4

Crankset Shimano FC-S125, 105 Golden Arrow and I know I'm using the right bottom bracket (119mm)

The pedals Shimano Clipless SPD M505

My shoes Broken link, please fix

I've got a problem with my shoe scuffing the crank arm when I turn.

Potential issues

  1. I'm using mtb shoes on a road bike
  2. Old crank (not a smooth molded form)
  3. Pedals
  4. positioning of cleat?

Any ideas or advice appreciated.

The bike (excuse the weird cinelli decals, I bought it like that. I am not sure if it is a real cinelli). enter image description here enter image description here

  • I think it's not the shoes - they look fine. – andy256 Jan 15 '15 at 21:47
  • Where is the scuffing on the shoes and where on the cranks? – andy256 Jan 15 '15 at 21:53
  • This question would be easier to read if you inlined all the things you're using (i.e. which shoes, etc.) – Batman Jan 15 '15 at 22:06
  • Post a picture of the soles of the shoes to show how the clips are positioned. – paparazzo Jan 15 '15 at 23:30
  • Regardless of the "reason", the only fix (short of tossing shoes, pedals, or cranks) is to adjust the plates. Don't simply angle them so that your heels can't twist inward, but move the plates (via the slotted holes) horizontally all the way to the inside edges. – Daniel R Hicks Jan 16 '15 at 2:12
7

The proximate answer is that your shoes at the closest point, are too close to the crank arm, but that hardly solves your problem!

This distance is affected by a large number of factors: your cleat position, pedal axel length, pedal float, bottom bracket length, and crank arm construction.

Pedal float becomes a factor if you heel-in during your pedal stroke (some peoples hips naturally make them "duck-footed." In this case a longer pedal axel or shifting the cleats to a more inboard position can help. However shifting the cleats too far can also cause hot spots in some situations as the pedal platform will not be supporting the shoe as evenly as a more centred position.

Too add to the confusion people may also take a duck footed position to compensate for pedal stance (often referred to as the Q Factor), the distance between the pedal attachment point and the centre of the bicycle. Q Factor is a function of both the bottom bracket width (axle length) and the crank arms construction. Different cranks have a different nominal Q Factor measurements. If your bike has a wide Q Factor and your body prefers a more narrow stance, and your pedals have enough float to accommodate, you may pedal heel-in to reduce the realized stance, which can also cause the shoe/crank rubbing.
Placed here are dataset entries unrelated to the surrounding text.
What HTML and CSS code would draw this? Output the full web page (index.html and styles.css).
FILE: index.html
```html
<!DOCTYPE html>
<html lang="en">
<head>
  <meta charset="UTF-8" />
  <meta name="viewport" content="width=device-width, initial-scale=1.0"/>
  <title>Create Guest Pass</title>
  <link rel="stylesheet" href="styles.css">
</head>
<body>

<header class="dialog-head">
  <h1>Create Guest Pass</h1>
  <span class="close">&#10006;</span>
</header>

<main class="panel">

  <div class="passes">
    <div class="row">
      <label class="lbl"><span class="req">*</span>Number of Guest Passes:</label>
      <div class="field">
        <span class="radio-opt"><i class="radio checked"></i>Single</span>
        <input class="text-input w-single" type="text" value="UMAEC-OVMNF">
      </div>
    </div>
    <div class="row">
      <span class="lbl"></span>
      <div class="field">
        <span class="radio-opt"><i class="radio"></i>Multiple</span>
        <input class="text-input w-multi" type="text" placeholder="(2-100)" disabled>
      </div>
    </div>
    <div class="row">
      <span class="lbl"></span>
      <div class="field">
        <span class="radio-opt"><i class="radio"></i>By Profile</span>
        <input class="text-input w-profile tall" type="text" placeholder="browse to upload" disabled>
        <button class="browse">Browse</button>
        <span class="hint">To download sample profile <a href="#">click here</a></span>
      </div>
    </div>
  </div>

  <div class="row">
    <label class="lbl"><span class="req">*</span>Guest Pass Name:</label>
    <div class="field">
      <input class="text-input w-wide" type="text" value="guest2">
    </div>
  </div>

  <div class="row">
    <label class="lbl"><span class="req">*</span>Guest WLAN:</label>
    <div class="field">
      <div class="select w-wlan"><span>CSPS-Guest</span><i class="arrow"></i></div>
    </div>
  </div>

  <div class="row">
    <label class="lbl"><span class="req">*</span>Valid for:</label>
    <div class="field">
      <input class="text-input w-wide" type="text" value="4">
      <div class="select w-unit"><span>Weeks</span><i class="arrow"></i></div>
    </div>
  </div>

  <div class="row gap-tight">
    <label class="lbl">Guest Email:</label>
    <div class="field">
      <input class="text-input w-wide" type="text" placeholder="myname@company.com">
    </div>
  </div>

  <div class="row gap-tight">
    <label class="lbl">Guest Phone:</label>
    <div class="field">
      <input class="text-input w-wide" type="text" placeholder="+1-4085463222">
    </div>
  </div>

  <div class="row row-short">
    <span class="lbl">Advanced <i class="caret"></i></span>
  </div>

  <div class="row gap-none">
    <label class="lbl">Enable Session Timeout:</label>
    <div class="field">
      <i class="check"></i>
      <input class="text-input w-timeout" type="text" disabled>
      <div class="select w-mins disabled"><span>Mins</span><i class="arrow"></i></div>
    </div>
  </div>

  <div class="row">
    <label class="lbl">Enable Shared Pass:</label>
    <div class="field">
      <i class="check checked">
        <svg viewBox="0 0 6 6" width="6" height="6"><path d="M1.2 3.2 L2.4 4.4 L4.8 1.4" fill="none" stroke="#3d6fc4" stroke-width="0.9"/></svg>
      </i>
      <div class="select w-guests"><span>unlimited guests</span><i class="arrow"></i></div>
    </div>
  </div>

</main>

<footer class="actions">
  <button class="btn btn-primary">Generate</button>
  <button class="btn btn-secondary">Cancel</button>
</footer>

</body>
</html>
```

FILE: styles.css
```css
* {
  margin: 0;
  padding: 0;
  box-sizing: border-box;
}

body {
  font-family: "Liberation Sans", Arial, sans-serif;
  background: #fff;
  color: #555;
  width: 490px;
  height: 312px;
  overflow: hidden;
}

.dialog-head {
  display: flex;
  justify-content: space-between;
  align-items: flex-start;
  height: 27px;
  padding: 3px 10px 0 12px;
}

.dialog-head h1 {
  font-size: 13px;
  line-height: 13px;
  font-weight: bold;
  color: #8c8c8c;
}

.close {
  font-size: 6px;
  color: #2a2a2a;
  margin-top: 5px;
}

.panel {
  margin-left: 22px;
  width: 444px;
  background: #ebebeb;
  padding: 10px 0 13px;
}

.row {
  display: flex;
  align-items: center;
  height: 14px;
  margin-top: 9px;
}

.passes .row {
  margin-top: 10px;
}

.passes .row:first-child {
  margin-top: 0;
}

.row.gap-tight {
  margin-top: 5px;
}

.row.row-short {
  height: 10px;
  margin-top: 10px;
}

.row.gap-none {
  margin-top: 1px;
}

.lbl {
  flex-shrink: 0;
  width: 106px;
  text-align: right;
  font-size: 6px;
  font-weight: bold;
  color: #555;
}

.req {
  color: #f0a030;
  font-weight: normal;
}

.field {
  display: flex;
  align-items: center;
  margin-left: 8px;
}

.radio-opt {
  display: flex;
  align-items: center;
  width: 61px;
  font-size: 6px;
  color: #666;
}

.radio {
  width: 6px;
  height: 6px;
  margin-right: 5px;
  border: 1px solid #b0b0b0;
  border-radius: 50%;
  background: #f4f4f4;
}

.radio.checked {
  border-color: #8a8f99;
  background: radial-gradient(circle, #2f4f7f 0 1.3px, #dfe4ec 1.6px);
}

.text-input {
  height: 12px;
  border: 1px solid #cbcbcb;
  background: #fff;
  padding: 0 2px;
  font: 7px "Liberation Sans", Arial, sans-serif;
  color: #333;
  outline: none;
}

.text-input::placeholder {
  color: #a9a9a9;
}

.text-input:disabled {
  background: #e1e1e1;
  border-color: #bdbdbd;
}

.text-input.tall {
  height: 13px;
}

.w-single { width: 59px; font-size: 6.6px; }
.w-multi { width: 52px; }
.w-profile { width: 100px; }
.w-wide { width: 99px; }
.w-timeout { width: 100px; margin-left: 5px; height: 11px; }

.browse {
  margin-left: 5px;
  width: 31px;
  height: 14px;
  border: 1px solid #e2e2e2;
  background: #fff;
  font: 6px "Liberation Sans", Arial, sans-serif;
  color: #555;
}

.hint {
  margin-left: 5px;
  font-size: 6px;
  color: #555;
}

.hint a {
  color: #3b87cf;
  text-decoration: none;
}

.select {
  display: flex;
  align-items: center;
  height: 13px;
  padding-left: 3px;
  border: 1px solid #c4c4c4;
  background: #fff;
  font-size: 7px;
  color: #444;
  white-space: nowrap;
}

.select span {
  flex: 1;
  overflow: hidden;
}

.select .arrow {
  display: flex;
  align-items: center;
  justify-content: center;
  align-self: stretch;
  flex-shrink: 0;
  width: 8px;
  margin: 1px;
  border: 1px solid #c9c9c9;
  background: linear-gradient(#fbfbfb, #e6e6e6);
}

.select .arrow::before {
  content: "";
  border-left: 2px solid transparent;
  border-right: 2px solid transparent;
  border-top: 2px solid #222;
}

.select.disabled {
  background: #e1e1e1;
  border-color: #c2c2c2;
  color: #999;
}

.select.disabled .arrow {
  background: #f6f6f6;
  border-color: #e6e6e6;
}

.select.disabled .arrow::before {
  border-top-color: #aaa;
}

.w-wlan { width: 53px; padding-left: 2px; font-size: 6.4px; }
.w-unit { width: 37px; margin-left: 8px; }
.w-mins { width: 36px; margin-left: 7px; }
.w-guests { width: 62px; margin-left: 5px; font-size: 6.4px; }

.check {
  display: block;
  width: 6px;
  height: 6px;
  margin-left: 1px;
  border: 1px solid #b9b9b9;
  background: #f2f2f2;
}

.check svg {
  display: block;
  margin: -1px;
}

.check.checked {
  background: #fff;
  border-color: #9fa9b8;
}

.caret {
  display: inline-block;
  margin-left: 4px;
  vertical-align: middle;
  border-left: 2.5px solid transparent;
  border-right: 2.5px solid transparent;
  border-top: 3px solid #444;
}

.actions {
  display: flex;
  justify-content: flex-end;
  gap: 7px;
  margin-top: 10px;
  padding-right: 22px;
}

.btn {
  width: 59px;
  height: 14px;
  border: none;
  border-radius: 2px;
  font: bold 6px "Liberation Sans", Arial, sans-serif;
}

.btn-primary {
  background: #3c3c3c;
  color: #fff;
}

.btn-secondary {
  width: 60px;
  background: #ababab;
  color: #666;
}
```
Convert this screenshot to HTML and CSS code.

Finally, you may be pedalling in a mostly neutral heel position and simply have wide feet and short pedal axels and/or an outboard cleat position. In this case a more neutral cleat position (inboard vs outboard) or longer pedal axel may solve the problem.

Without more information it is impossible to diagnose which factors are applicable to your situation.

2

While adjusting your cleats may be a valid answer if you have room to adjust the width, but not the angle, pedal spacers may also be an option. They essentially lengthen the spindle of your pedal and move you pedal contact point out away from your crank arm. Several different companies make them, those are just an example.

2

Where are your shoes scuffing the crank arm? I had a similar issue. I was scuffing just below and slightly in front of the knob on my ankle joint. I adjusted the cleat on my shoes so that my feet are pointing ever so slightly inwards and this solved it because this moved the contact point away from the crank arm.

Two caveats:

  1. Suddenly adjusting your foot position by too much is a bad thing. It can lead to all kinds of injuries and issues in the various joints and ligaments in your legs. If you need to move your feet by too much do it in small steps or don't do it!
  2. There still is some flex in the cleats on most pedals. That is: you can twist your feet a bit, from pointing inwards to pointing outwards when you are clipped in. You may need to exaggerate the adjustment of your cleats to make sure you account for this movement otherwise you'll still be scuffing the crank arm after you make the adjustment.